All the data below goes into the copy word for word, but the pictures don't.

── Recorded information

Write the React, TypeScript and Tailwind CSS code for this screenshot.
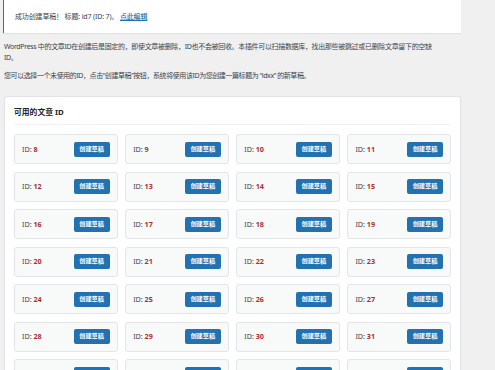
import React from "react";

const ids = Array.from({ length: 28 }, (_, i) => i + 8);

export default function App() {
  return (
    <div
      className="w-[495px] h-[370px] overflow-hidden bg-[#f0f0f1] text-[#3c434a] text-[7px] leading-[11px]"
      style={{ fontFamily: '"Noto Sans", "Noto Sans CJK SC", sans-serif' }}
    >
      <div className="w-[461px] pl-[3px]">
        <div className="-mt-[1px] h-[34px] flex items-center bg-white border-l-[1.5px] border-[#00a32a] shadow-[0_1px_1px_rgba(0,0,0,0.06)] pl-[11px]">
          <span className="tracking-[-0.15px]">
            成功创建草稿！ 标题: id7 (ID: 7)。{" "}
            <a className="text-[#2271b1] underline font-medium">点此编辑</a>
          </span>
        </div>
      </div>
      <div className="pl-[4px] pr-[34px]">
        <p className="mt-[8px] whitespace-nowrap tracking-[-0.33px]">
          WordPress 中的文章ID在创建后是固定的，即使文章被删除，ID也不会被回收。本插件可以扫描数据库，找出那些被跳过或已删除文章留下的空缺
          <br />
          ID。
        </p>
        <p className="mt-[7px] whitespace-nowrap tracking-[-0.42px]">
          您可以选择一个未使用的ID，点击“创建草稿”按钮，系统将使用该ID为您创建一篇标题为 “idxx” 的新草稿。
        </p>
        <div className="mt-[15px] bg-white border border-[#e2e4e7] rounded-[3px] shadow-[0_1px_2px_rgba(0,0,0,0.05)] px-[9px] pt-[9px] pb-[9px]">
          <h2 className="text-[7.8px] font-bold text-[#1d2327] pb-[6px] border-b border-[#f0f0f1] leading-[12px]">
            可用的文章 ID
          </h2>
          <div className="mt-[9px] grid grid-cols-4 gap-x-[7.5px] gap-y-[7.5px]">
            {ids.map((id) => (
              <div
                key={id}
                className="h-[30px] flex items-center justify-between bg-[#f8f9f9] border border-[#e3e5e7] rounded-[3px] pl-[7px] pr-[7px]"
              >
                <span className="text-[#3c434a] text-[7.2px]">
                  ID: <b className="text-[#b32d2e] font-bold">{id}</b>
                </span>
                <button className="h-[15px] w-[36px] flex items-center justify-center rounded-[2px] bg-[#2271b1] text-white text-[6.2px] font-bold leading-none">
                  创建草稿
                </button>
              </div>
            ))}
          </div>
        </div>
      </div>
    </div>
  );
}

────

** Result of this task **
Write the React, TypeScript and Tailwind CSS code for this screenshot.
import React from "react";

const ids = Array.from({ length: 28 }, (_, i) => i + 8);

export default function App() {
  return (
    <div
      className="w-[495px] h-[370px] overflow-hidden bg-[#f0f0f1] text-[#3c434a] text-[7px] leading-[11px]"
      style={{ fontFamily: '"Noto Sans", "Noto Sans CJK SC", sans-serif' }}
    >
      <div className="w-[461px] pl-[3px]">
        <div className="-mt-[1px] h-[34px] flex items-center bg-white border-l-[1.5px] border-[#00a32a] shadow-[0_1px_1px_rgba(0,0,0,0.06)] pl-[11px]">
          <span className="tracking-[-0.15px]">
            成功创建草稿！ 标题: id7 (ID: 7)。{" "}
            <a className="text-[#2271b1] underline font-medium">点此编辑</a>
          </span>
        </div>
      </div>
      <div className="pl-[4px] pr-[34px]">
        <p className="mt-[8px] whitespace-nowrap tracking-[-0.33px]">
          WordPress 中的文章ID在创建后是固定的，即使文章被删除，ID也不会被回收。本插件可以扫描数据库，找出那些被跳过或已删除文章留下的空缺
          <br />
          ID。
        </p>
        <p className="mt-[7px] whitespace-nowrap tracking-[-0.42px]">
          您可以选择一个未使用的ID，点击“创建草稿”按钮，系统将使用该ID为您创建一篇标题为 “idxx” 的新草稿。
        </p>
        <div className="mt-[15px] bg-white border border-[#e2e4e7] rounded-[3px] shadow-[0_1px_2px_rgba(0,0,0,0.05)] px-[9px] pt-[9px] pb-[9px]">
          <h2 className="text-[7.8px] font-bold text-[#1d2327] pb-[6px] border-b border-[#f0f0f1] leading-[12px]">
            可用的文章 ID
          </h2>
          <div className="mt-[9px] grid grid-cols-4 gap-x-[7.5px] gap-y-[7.5px]">
            {ids.map((id) => (
              <div
                key={id}
                className="h-[30px] flex items-center justify-between bg-[#f8f9f9] border border-[#e3e5e7] rounded-[3px] pl-[7px] pr-[7px]"
              >
                <span className="text-[#3c434a] text-[7.2px]">
                  ID: <b className="text-[#b32d2e] font-bold">{id}</b>
                </span>
                <button className="h-[15px] w-[36px] flex items-center justify-center rounded-[2px] bg-[#2271b1] text-white text-[6.2px] font-bold leading-none">
                  创建草稿
                </button>
              </div>
            ))}
          </div>
        </div>
      </div>
    </div>
  );
}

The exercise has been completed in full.